Identify every line containing the word "that" and reproduce each one.

::: Given material :::

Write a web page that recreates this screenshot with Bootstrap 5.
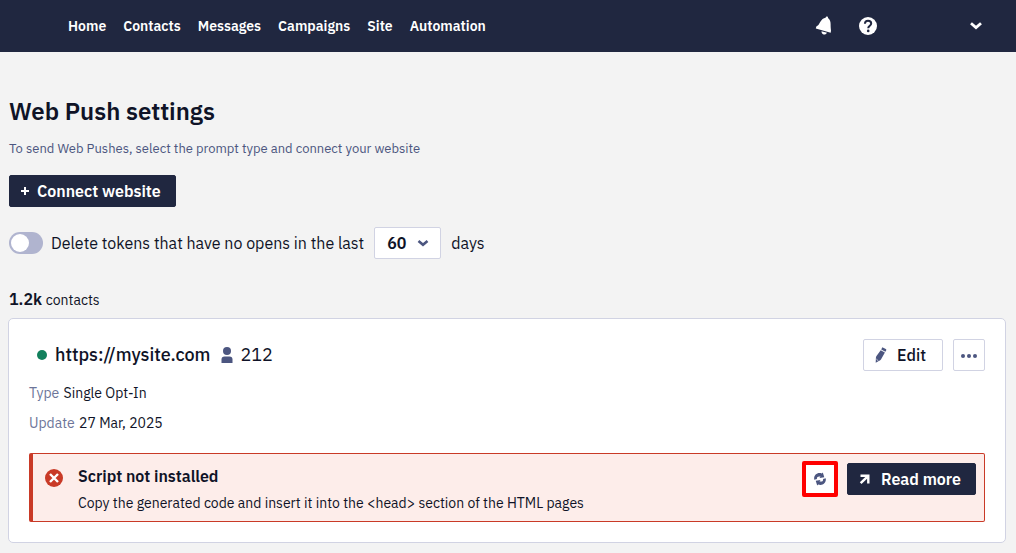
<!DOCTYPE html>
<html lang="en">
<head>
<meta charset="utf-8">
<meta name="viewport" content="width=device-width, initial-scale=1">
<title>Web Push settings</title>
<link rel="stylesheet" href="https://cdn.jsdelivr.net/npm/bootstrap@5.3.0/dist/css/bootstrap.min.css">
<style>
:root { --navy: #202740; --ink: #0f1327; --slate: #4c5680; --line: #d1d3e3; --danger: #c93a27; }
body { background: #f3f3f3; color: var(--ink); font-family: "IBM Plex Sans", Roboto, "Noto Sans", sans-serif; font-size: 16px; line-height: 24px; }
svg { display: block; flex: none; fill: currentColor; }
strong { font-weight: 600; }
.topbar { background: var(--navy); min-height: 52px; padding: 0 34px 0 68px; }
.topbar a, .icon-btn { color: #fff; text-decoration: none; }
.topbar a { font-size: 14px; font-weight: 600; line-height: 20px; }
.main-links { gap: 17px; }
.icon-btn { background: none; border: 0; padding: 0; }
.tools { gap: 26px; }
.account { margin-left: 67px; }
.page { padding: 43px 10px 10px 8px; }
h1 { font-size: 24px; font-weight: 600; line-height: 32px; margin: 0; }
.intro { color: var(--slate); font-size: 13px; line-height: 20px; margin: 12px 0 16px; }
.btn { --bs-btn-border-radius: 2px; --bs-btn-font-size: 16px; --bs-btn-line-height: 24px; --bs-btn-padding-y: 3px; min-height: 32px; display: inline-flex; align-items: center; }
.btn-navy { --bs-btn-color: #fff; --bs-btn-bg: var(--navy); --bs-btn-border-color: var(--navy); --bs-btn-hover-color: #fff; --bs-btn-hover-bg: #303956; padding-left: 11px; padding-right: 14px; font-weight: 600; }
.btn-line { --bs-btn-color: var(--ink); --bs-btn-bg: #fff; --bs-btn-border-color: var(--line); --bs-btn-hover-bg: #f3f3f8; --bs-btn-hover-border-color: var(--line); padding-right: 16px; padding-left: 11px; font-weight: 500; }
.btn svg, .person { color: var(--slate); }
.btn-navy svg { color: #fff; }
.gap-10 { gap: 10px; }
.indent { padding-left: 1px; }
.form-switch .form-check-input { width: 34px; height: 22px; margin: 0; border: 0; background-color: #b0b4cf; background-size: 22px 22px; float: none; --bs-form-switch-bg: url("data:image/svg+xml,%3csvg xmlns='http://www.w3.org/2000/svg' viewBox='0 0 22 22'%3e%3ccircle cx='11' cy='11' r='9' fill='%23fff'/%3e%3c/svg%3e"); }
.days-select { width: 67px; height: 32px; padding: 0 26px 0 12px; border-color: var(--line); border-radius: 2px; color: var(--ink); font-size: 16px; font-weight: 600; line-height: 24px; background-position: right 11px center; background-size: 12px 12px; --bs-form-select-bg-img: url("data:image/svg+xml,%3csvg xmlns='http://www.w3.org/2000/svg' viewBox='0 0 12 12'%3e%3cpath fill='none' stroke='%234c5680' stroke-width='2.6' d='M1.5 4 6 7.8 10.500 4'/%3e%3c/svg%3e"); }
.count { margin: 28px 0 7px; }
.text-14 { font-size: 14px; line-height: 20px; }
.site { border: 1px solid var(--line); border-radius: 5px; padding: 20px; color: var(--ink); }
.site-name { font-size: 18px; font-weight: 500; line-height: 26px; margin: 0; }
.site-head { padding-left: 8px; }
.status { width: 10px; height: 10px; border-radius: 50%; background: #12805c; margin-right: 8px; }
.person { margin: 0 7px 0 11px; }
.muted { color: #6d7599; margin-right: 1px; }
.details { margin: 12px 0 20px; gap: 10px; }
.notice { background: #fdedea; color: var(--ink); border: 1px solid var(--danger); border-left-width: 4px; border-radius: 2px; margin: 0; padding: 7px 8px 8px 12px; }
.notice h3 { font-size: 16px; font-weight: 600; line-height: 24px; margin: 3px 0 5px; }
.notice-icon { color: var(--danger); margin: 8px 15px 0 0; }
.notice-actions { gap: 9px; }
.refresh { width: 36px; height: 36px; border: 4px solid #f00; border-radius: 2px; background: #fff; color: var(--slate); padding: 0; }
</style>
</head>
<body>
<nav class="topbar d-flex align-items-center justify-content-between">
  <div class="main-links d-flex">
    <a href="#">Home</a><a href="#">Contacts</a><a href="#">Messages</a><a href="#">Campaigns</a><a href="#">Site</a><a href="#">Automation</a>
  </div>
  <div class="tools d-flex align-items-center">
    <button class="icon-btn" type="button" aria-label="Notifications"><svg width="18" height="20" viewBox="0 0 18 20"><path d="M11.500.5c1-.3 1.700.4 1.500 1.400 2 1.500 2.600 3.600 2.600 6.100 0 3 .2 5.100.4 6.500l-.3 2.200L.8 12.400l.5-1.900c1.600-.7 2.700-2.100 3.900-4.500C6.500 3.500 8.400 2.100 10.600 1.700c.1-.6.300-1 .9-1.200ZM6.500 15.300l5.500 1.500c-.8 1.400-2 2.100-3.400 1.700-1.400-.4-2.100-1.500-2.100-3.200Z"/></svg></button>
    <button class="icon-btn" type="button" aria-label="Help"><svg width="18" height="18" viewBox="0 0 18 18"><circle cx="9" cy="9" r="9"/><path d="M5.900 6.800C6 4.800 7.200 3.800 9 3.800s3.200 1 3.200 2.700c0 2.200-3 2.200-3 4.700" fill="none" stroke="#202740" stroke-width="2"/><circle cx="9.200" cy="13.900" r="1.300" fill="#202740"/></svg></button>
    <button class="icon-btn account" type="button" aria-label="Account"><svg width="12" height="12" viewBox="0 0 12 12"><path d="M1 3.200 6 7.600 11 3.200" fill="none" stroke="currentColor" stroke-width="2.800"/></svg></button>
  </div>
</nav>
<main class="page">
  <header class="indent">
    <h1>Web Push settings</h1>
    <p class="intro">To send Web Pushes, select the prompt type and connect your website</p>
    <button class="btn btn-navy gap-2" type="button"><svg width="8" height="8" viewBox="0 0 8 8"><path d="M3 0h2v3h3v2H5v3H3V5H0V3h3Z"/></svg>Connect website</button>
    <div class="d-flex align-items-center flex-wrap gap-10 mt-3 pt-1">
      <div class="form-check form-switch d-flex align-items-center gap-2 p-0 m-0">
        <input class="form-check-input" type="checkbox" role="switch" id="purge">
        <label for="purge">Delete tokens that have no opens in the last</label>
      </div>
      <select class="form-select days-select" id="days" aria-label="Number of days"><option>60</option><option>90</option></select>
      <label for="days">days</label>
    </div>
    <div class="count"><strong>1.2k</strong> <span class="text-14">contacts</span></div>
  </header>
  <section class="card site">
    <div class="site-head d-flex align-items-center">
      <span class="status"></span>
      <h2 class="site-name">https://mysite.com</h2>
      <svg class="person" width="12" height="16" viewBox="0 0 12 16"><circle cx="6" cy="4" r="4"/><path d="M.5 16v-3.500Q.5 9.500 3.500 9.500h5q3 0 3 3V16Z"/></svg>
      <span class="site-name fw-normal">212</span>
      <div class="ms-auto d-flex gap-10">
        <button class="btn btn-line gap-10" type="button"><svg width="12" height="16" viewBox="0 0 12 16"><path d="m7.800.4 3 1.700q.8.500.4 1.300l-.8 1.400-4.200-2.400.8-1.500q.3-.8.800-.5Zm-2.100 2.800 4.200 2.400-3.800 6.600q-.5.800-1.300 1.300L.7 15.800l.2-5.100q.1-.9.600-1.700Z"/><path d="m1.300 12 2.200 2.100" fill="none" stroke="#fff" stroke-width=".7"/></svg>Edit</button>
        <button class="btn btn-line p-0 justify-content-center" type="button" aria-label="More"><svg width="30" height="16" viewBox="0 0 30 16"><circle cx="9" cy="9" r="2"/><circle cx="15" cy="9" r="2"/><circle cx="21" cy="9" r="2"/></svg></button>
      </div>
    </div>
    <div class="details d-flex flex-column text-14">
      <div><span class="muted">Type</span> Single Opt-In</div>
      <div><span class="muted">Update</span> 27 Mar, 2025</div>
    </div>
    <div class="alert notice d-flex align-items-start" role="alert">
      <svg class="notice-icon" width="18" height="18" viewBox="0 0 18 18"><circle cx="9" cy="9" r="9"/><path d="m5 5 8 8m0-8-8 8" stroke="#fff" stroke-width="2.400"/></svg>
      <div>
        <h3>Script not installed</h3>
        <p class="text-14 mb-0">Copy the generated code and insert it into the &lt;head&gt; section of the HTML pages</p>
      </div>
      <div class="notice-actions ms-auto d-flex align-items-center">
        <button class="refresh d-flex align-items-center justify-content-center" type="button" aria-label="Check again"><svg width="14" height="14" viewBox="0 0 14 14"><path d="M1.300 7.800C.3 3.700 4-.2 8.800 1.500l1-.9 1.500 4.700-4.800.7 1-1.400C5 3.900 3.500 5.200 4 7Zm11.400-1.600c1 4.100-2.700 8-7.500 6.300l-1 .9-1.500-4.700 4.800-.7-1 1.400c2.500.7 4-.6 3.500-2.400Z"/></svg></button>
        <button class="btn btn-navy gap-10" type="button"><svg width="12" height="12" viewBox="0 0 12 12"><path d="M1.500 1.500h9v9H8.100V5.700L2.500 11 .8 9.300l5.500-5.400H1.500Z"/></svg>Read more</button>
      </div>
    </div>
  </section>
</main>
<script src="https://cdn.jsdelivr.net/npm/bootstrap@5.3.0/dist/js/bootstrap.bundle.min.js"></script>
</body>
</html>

:::

* [Result for this task]:
Write a web page that recreates this screenshot with Bootstrap 5.
        <label for="purge">Delete tokens that have no opens in the last</label>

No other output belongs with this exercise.